I certainly won't be able to answer every conceivable question related to this. I will try to give a summary. Some of what I write here is based on what's documented here and here. My discussion here will also be focused on linux, and docker (not windows, not singularity, not podman, etc.). I'm also not likely to be able to address in detail questions like "why don't other PCI devices have to do this?". I'm also not trying to make my descriptions of how docker works perfectly accurate to an expert in the field.
The NVIDIA GPU driver has components that run in user space and also other components that run in kernel space. These components work together and must be in harmony. This means the kernel mode component(s) for driver XYZ.AB must be used only with user-space components from driver XYZ.AB (not any other version), and vice-versa.
Roughly speaking, docker is a mechanism to provide an isolated user-space linux presence that runs on top of, and interfaces to, the linux kernel (where all the kernel space stuff lives). The linux kernel is in the base machine (outside the container) and much/most of linux user space code is inside the container. This is one of the architectural factors that allow you to do neato things like run an ubuntu container on a RHEL kernel.
From the NVIDIA driver perspective, some of its components need to be installed inside the container and some need to be installed outside the container.
Can I obtain access to my NVIDIA GPUs using the stock Docker (or podman) runtime?
Yes, you can, and this is what people did before nvidia-docker or the nvidia-container-toolkit existed. You need to install the exact same driver in the base machine as well as in the container. Last time I checked, this works (although I don't intend to provide instructions here.) If you do this, the driver components inside the container match those outside the container, and it works.
What am I missing?
NVIDIA (and presumably others) would like a more flexible scenario. The above description means that if a container was built with any other driver version (than the one installed on your base machine) it cannot work. This is inconvenient.
The original purpose of nvidia-docker was to do the following: At container load time, install the runtime components of the driver, which are present in the base machine, into the container. This harmonizes things, and although it does not resolve every compatibility scenario, it resolves a bunch of them. With a simple rule "keep your driver on the base machine updated to the latest" it effectively resolves every compatibility scenario that might arise from a mismatched driver/CUDA runtime. (The CUDA toolkit, and anything that depends on it, like CUDNN, need only be installed in the container.)
As you point out, the nvidia-container-toolkit has picked up a variety of other, presumably useful, functionality over time.
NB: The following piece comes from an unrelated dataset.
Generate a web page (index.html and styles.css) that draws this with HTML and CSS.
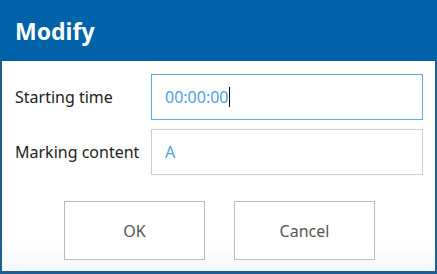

I'm not spending a lot of time here talking about the compatibility strategy ("forward") that exists for compiled CUDA code, and the compatibility strategy ("backward") that exists when talking about a specific driver and the CUDA versions supported by that driver. I'm also not intending to provide instructions for use of the nvidia-container-toolkit, that is already documented, and many questions/answers about it already exist also.
I won't be able to respond to follow up questions like "why was it architected that way?" or "that shouldn't be necessary, why don't you do this?"